• [Goal] Which lines hold the word "styles"? Copy each of them.

-- begin Available data --

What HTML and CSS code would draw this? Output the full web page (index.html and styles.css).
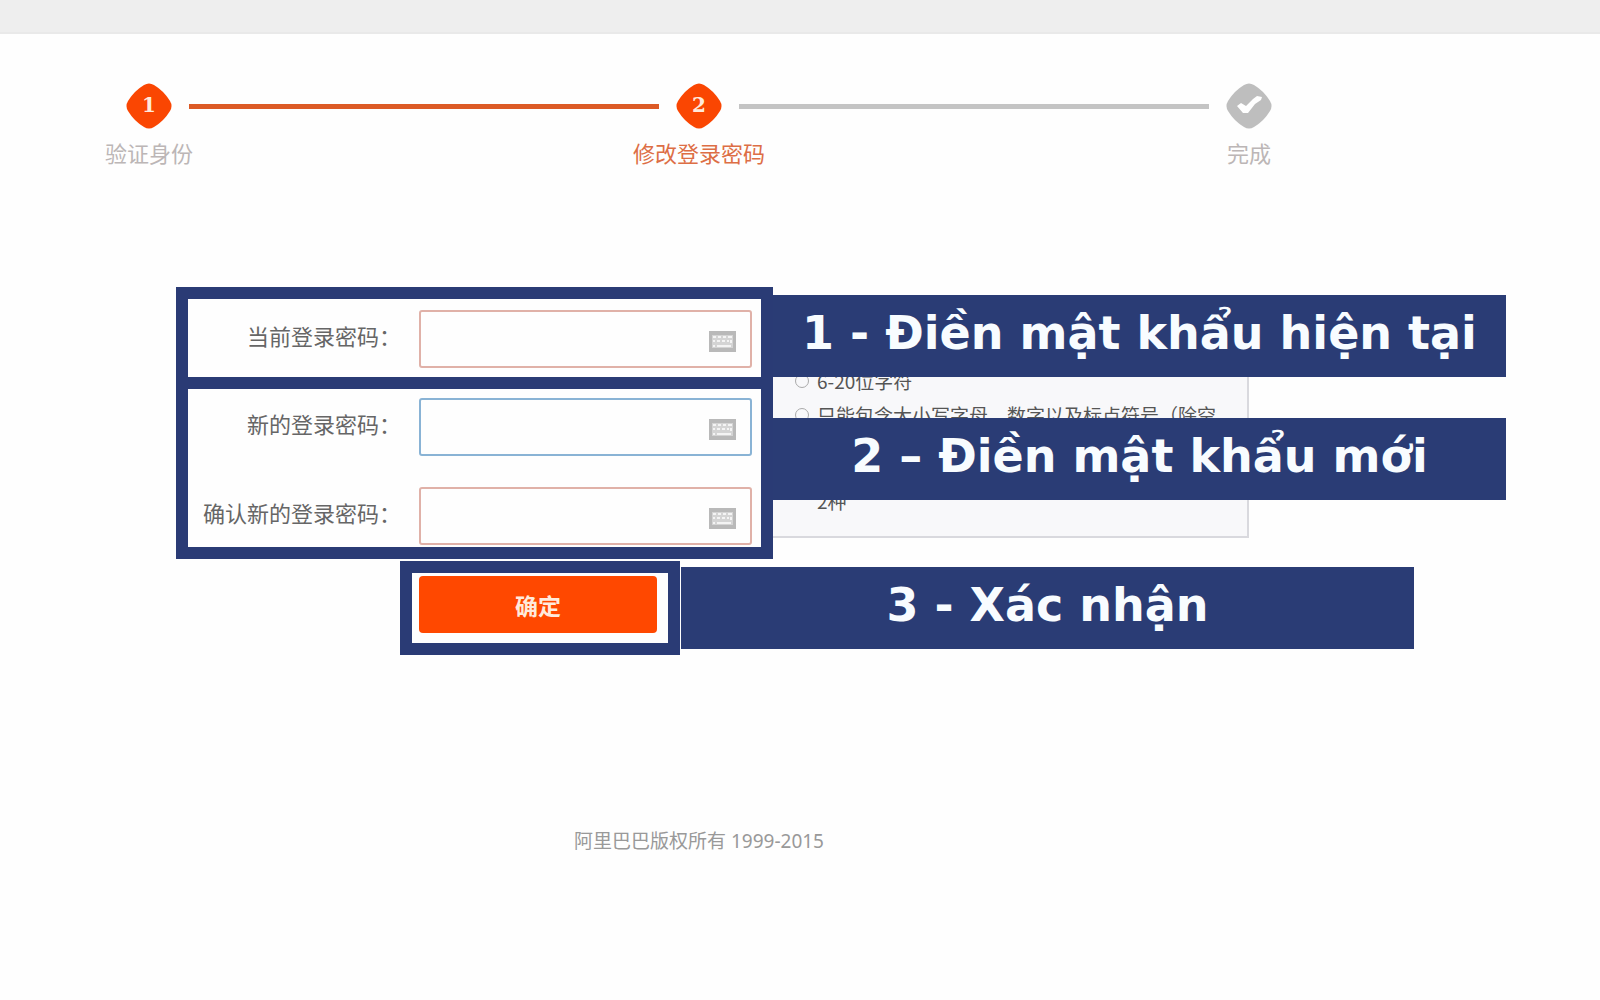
FILE: index.html
```html
<!DOCTYPE html>
<html lang="zh-CN">
<head>
    <meta charset="UTF-8">
    <meta name="viewport" content="width=device-width, initial-scale=1.0">
    <title>修改登录密码</title>
    <link rel="stylesheet" href="styles.css">
</head>
<body>
    <header class="topbar"></header>

    <main>
        <!-- Progress -->
        <div class="steps">
            <svg class="diamond" viewBox="0 0 46 46"><path d="M18 2Q23-1 28 2Q38 8 44 18Q47 23 44 28Q38 38 28 44Q23 47 18 44Q8 38 2 28Q-1 23 2 18Q8 8 18 2Z" fill="#fa4602"/><text x="23" y="29" text-anchor="middle">1</text></svg>
            <div class="line active"></div>
            <svg class="diamond" viewBox="0 0 46 46"><path d="M18 2Q23-1 28 2Q38 8 44 18Q47 23 44 28Q38 38 28 44Q23 47 18 44Q8 38 2 28Q-1 23 2 18Q8 8 18 2Z" fill="#fa4602"/><text x="23" y="29" text-anchor="middle">2</text></svg>
            <div class="line"></div>
            <svg class="diamond" viewBox="0 0 46 46"><path d="M18 2Q23-1 28 2Q38 8 44 18Q47 23 44 28Q38 38 28 44Q23 47 18 44Q8 38 2 28Q-1 23 2 18Q8 8 18 2Z" fill="#bebebe"/><path d="M11 23L15 20L20 23L27 16L31 13L36 14L35 17L29 21L22 30L17 30Z" fill="#fff"/></svg>
            <span class="step-name first">验证身份</span>
            <span class="step-name second">修改登录密码</span>
            <span class="step-name third">完成</span>
        </div>

        <form>
            <div class="guide">
                <div class="frames">
                    <div class="frame current">
                        <div class="row">
                            <label for="oldPassword">当前登录密码：</label>
                            <div class="field">
                                <input type="password" id="oldPassword">
                                <svg class="keyboard" viewBox="0 0 27 21"><path d="M0 0H27V21H0Z" fill="#b9b9b9"/><path d="M3 4H24V17H3Z" fill="#d4d4d4"/><path d="M4 6H7M9 6H12M14 6H17M19 6H23M4 10H6M8 10H11M13 10H16M18 10H20M22 9V12M4 15H6M8 15H22" stroke="#f4f4f4" stroke-width="2"/></svg>
                            </div>
                        </div>
                    </div>
                    <div class="frame new">
                        <div class="row">
                            <label for="newPassword">新的登录密码：</label>
                            <div class="field">
                                <input type="password" id="newPassword" class="focused">
                                <svg class="keyboard" viewBox="0 0 27 21"><path d="M0 0H27V21H0Z" fill="#b9b9b9"/><path d="M3 4H24V17H3Z" fill="#d4d4d4"/><path d="M4 6H7M9 6H12M14 6H17M19 6H23M4 10H6M8 10H11M13 10H16M18 10H20M22 9V12M4 15H6M8 15H22" stroke="#f4f4f4" stroke-width="2"/></svg>
                            </div>
                        </div>
                        <div class="row">
                            <label for="confirmPassword">确认新的登录密码：</label>
                            <div class="field">
                                <input type="password" id="confirmPassword">
                                <svg class="keyboard" viewBox="0 0 27 21"><path d="M0 0H27V21H0Z" fill="#b9b9b9"/><path d="M3 4H24V17H3Z" fill="#d4d4d4"/><path d="M4 6H7M9 6H12M14 6H17M19 6H23M4 10H6M8 10H11M13 10H16M18 10H20M22 9V12M4 15H6M8 15H22" stroke="#f4f4f4" stroke-width="2"/></svg>
                            </div>
                        </div>
                    </div>
                </div>
                <div class="notes">
                    <!-- Password rules, partly behind the banners -->
                    <ul class="tips">
                        <li>6-20位字符</li>
                        <li>只能包含大小写字母、数字以及标点符号（除空格）</li>
                        <li>大写字母、小写字母、数字和标点符号至少含<span class="count">2种</span></li>
                    </ul>
                    <div class="banner" lang="vi">1 - Điền mật khẩu hiện tại</div>
                    <div class="banner" lang="vi">2 – Điền mật khẩu mới</div>
                </div>
            </div>

            <div class="submit">
                <div class="frame confirm">
                    <button type="button">确定</button>
                </div>
                <div class="banner" lang="vi">3 - Xác nhận</div>
            </div>
        </form>
    </main>

    <footer>阿里巴巴版权所有 1999-2015</footer>
</body>
</html>
```
FILE: styles.css
```css
* {
    box-sizing: border-box;
}
body {
    margin: 0;
    background: #fefefe;
    font-family: "Noto Sans CJK SC", sans-serif;
    font-size: 22px;
    color: #666;
}
.topbar {
    height: 34px;
    background: #eee;
    border-bottom: 2px solid #e9e9e9;
}

/* progress steps */
.steps {
    display: grid;
    grid-template-columns: 46px 1fr 46px 1fr 46px;
    column-gap: 17px;
    row-gap: 8px;
    align-items: center;
    margin: 49px 328px 0 126px;
}
.diamond {
    width: 46px;
    height: 46px;
}
.diamond text {
    font-family: "DejaVu Serif", serif;
    font-size: 20px;
    font-weight: bold;
    fill: #ffe9dc;
}
.line {
    height: 5px;
    background: #c4c4c4;
}
.line.active {
    background: #dc5a25;
}
.step-name {
    justify-self: center;
    white-space: nowrap;
    line-height: 30px;
    color: #bcb6b6;
}
.first {
    grid-column: 1;
}
.second {
    grid-column: 3;
    color: #dd6e45;
}
.third {
    grid-column: 5;
}

/* form */
.guide {
    display: flex;
    margin: 120px 94px 0 176px;
}
.frames {
    width: 597px;
}
.frame {
    border: 12px solid #2a3b75;
    background: #fefefe;
}
.current {
    padding: 11px 9px 9px;
}
.new {
    display: grid;
    gap: 31px;
    border-top: 0;
    padding: 9px 9px 2px;
}
.row {
    display: flex;
    align-items: center;
    justify-content: flex-end;
    gap: 18px;
}
label {
    padding-bottom: 8px;
    line-height: 30px;
}
.field {
    position: relative;
    width: 333px;
}
input {
    display: block;
    width: 100%;
    height: 58px;
    padding: 0 50px 0 12px;
    border: 2px solid #e0b1a8;
    border-radius: 3px;
    background: #fefefe;
    font-size: 22px;
    outline: none;
}
input.focused {
    border-color: #89b3d5;
}
.keyboard {
    position: absolute;
    right: 16px;
    bottom: 16px;
    width: 27px;
    height: 21px;
}

/* banners and rules */
.notes {
    position: relative;
    flex: 1;
    display: flex;
    flex-direction: column;
    gap: 41px;
    padding-top: 8px;
}
.banner {
    position: relative;
    height: 82px;
    background: #2a3c75;
    color: #f8fcff;
    font-family: "DejaVu Sans", sans-serif;
    font-size: 46px;
    font-weight: bold;
    line-height: 76px;
    text-align: center;
    white-space: nowrap;
}
.tips {
    position: absolute;
    left: 0;
    bottom: 21px;
    width: 476px;
    margin: 0;
    padding: 14px 24px 22px 44px;
    border: 2px solid #d9d9de;
    border-left: 0;
    background: #f8f8fa;
    list-style: none;
    font-size: 19px;
    line-height: 26px;
    color: #555;
}
.tips li {
    position: relative;
}
.tips li + li {
    margin-top: 8px;
}
.tips li::before {
    content: "";
    position: absolute;
    left: -22px;
    top: 6px;
    width: 12px;
    height: 12px;
    border: 1px solid #aaa;
    border-radius: 50%;
}
.count {
    display: inline-block;
    white-space: nowrap;
}

.submit {
    display: flex;
    align-items: center;
    margin: 2px 186px 0 400px;
}
.submit .banner {
    flex: 1;
    margin-left: 1px;
}
.confirm {
    width: 280px;
    padding: 3px 11px 10px 7px;
}
button {
    display: block;
    width: 100%;
    height: 57px;
    border: 0;
    border-radius: 4px;
    background: #ff4800;
    color: #ffeadc;
    font-family: inherit;
    font-size: 23px;
    font-weight: bold;
    cursor: pointer;
}

footer {
    margin: 171px 202px 0 0;
    text-align: center;
    font-family: "Noto Sans", "Noto Sans CJK SC", sans-serif;
    font-size: 19px;
    line-height: 30px;
    color: #999;
}
```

-- end Available data --

• [Written response]
What HTML and CSS code would draw this? Output the full web page (index.html and styles.css).
    <link rel="stylesheet" href="styles.css">
FILE: styles.css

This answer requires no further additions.